For nearly a century, the words and works of Dale Carnegie & Associates, Inc., have translated into proven success—a claim verified by millions of satisfied graduates; a perpetual 3,000-plus enrollment roster per week; and book sales, including the mega-bestseller How to Win Friends and Influence People, totaling over thirty million copies.
Now, in The Leader In You, coauthors Stuart R. Levine and Michael A. Crom apply the famed organization’s time-tested human relations principles to demonstrate how anyone, regardless of his or her job, can harness creativity and enthusiasm to work more productively.
With insights from leading figures in the corporate, entertainment, sports, academic, and political arenas—and encompassing interviews and advice from such eminent authorities as Lee Iacocca and Margaret Thatcher—this comprehensive, step-by-step guide includes strategies to help you: identify your leadership strengths; achieve your goals and increase your self-confidence; eliminate an “us vs. them” mentality; become a team player and strengthen cooperation among associates; balance work and leisure; control your worries and energize your life; and much more!
The most important investment you will ever make is in yourself—once you discover the key that unlocks The Leader In You.
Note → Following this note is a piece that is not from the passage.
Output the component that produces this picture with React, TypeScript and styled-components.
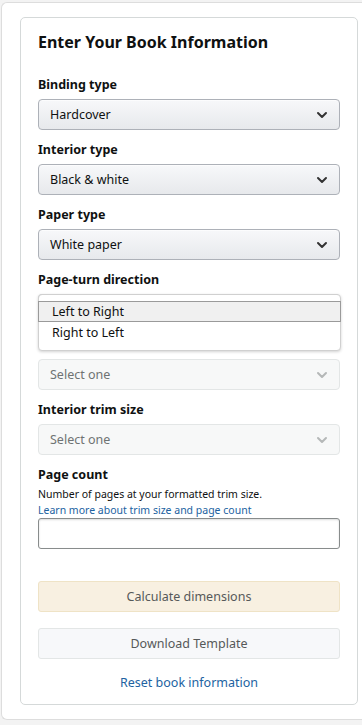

Essentially an updating of Dale Carnegie's enormously successful books of the 1930s and '40s ( How to Win Friends and Influence People has thus far sold 30 million copies), this book adds little new material. The major difference is that this effort is more unabashedly focused on influencing people in order to make money, which is logical since the book is aimed at business people. Carnegie's rules are reiterated: be euphoric if you can and, if you can't, at least don't be negative; respect others and try to make them feel praiseworthy and deserving of recognition; listening is just as important as talking, perhaps more so. Business people are advised that they can be leaders if they realize that the pyramidal structure of the corporation is being replaced by teamwork; and if they set goals and keep them constantly in mind, business people have a good chance of realizing their objectives. Thus, while Levine, CEO of Dale Carnegie, and Crom, a vice-president of the firm, offer little that's original, one senses that sales will be excellent.